Me pregunto para qué sirve un político (que cuesta un dineral -cuando no tres dinerales si se anima a choricear-) si no es para identificar una ley absurda y proceder a transformarla. Pues que alguien me explique que calificativo debo poner a leyes que amparan y promueven la ruina de Venecia, la Llangostera, La Solana, el Hostal Miramar y próximamente quien sabe si el Lazareto.

Cuando la prioridad reside en construir una cárcel, vamos mal. Cuando se desprecia la dignidad de la casa familiar, chungo también.

Propongo una tercera vía: cambiar las absurdas leyes que tontean con la ruina mientras se emprende un futuro inteligente que consistiría según mi humilde criterio en respetar la naturaleza privilegiada que nos envuelve y ceder a la iniciativa privada la reconstrucción de todo aquello que la sandez ha dejado caer en el derrumbe (literal) o la necrosis (figurado).

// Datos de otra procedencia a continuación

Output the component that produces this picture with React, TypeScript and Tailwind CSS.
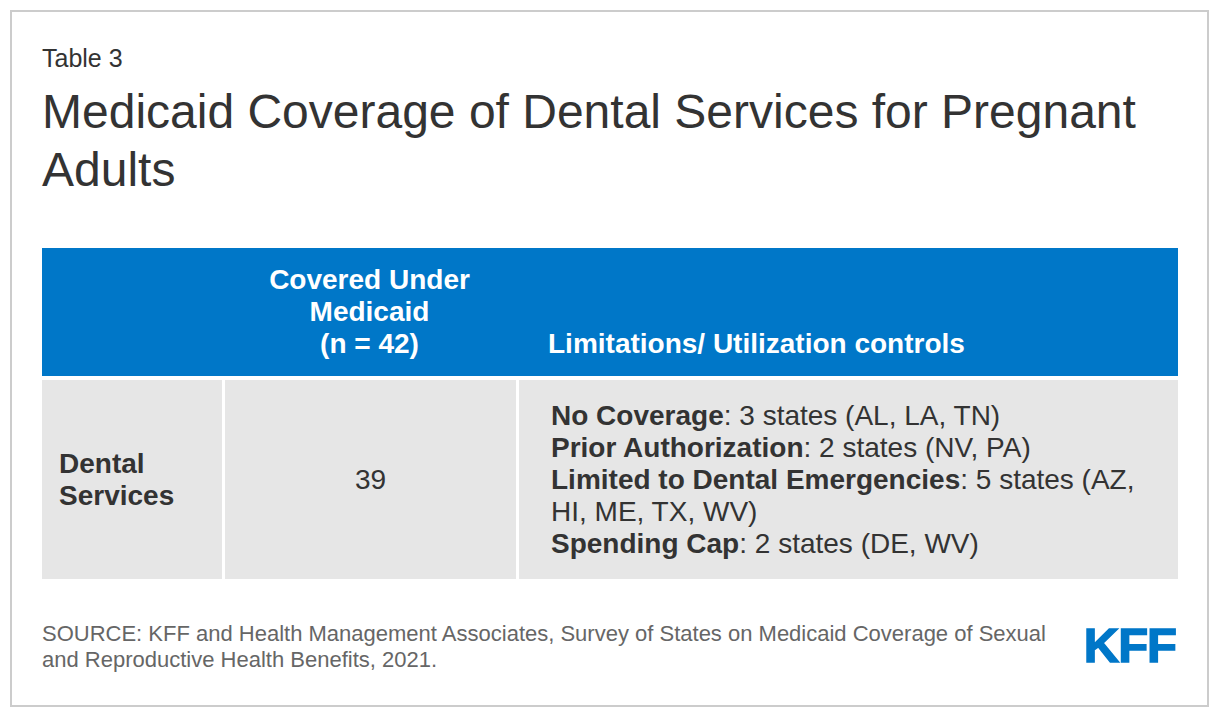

Hemos visto reflotar un barco como la Isla del Rey a manos de un militar y político, pero que ha conseguido esta hazaña obviando quizás estos dos perfiles y enarbolando su faceta de amante del puerto y tenaz captor de la entusiasta y desinteresada colaboración popular.

Quizás vendría bien un político que decididamente se proponga desmantelar el status quo que mantiene vivo alternativamente un descabellado desmoronamiento de nuestro patrimonio más emblemático y la rigurosa dilapidación de nuestro bien más escaso y quizás por ello más valioso: el paisaje heredado.